Free knitted Dachshund patterns seem to be far a few between, some ive found look unlike a real Dachsy! 
can you help please? my daughter loves them, so i'd like to knit her one for her birthday. Thankyou!


----------



## Stablebummom (Dec 5, 2011)

JOJOKNITS said:


> Free knitted Dachshund patterns seem to be far a few between, some ive found look unlike a real Dachsy!
> can you help please? my daughter loves them, so i'd like to knit her one for her birthday. Thankyou!


I have one printed that is from Universal Yarn but don't have the name. I'm sure if you go to the web site you can find it.

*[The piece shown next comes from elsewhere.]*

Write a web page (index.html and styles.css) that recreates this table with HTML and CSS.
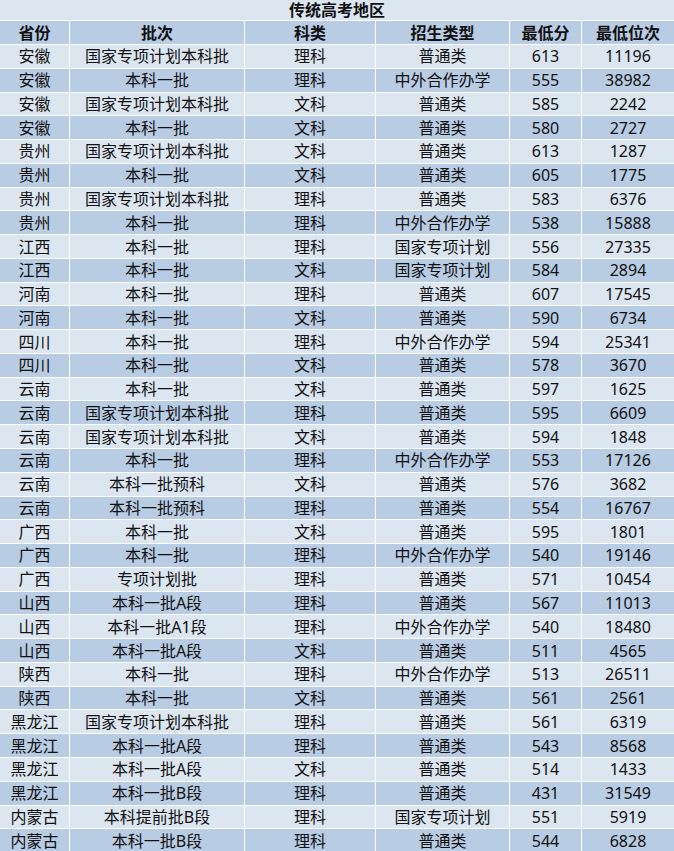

I have attached 2 others that I had stored on puter.


----------



## JOJOKNITS (Nov 13, 2012)

Gosh, im thrilled! thankyou so much, I wasn't very hopeful as iv been searching on and off all day. I like the knitted one, but I think its got to be the crochet, he's so gorgeous! a real Dachsy! A big thankyou to you, im SURE my daughter is going to be so pleased with it. :-D


----------



## TexCat (Sep 23, 2012)

There was a discussion a while back about a bracelet that looked like a Dachshund. Find it here: http://www.knittingparadise.com/t-145922-1.html

This might be something you'd also like to make for her.


----------



## Irene Kidney (May 29, 2011)

Funnily enough someone showed me a pattern book that came free with the Daily Mail last week which had a dachshund pattern in it. If you are stuck let me know and I will see if I can pinch it off her because I am sure she won't be knitting it.


----------



## Irene Kidney (May 29, 2011)

Sorry not crochet and seems you have had some positive replies.


Irene Kidney said:


> Funnily enough someone showed me a pattern book that came free with the Daily Mail last week which had a dachshund pattern in it. If you are stuck let me know and I will see if I can pinch it off her because I am sure she won't be knitting it.


----------



## Duchess of Dachshunds (Feb 7, 2013)

Stablebummom, thanks for sharing. I have 2 Dachshund and definitely will make one of these patterns.


----------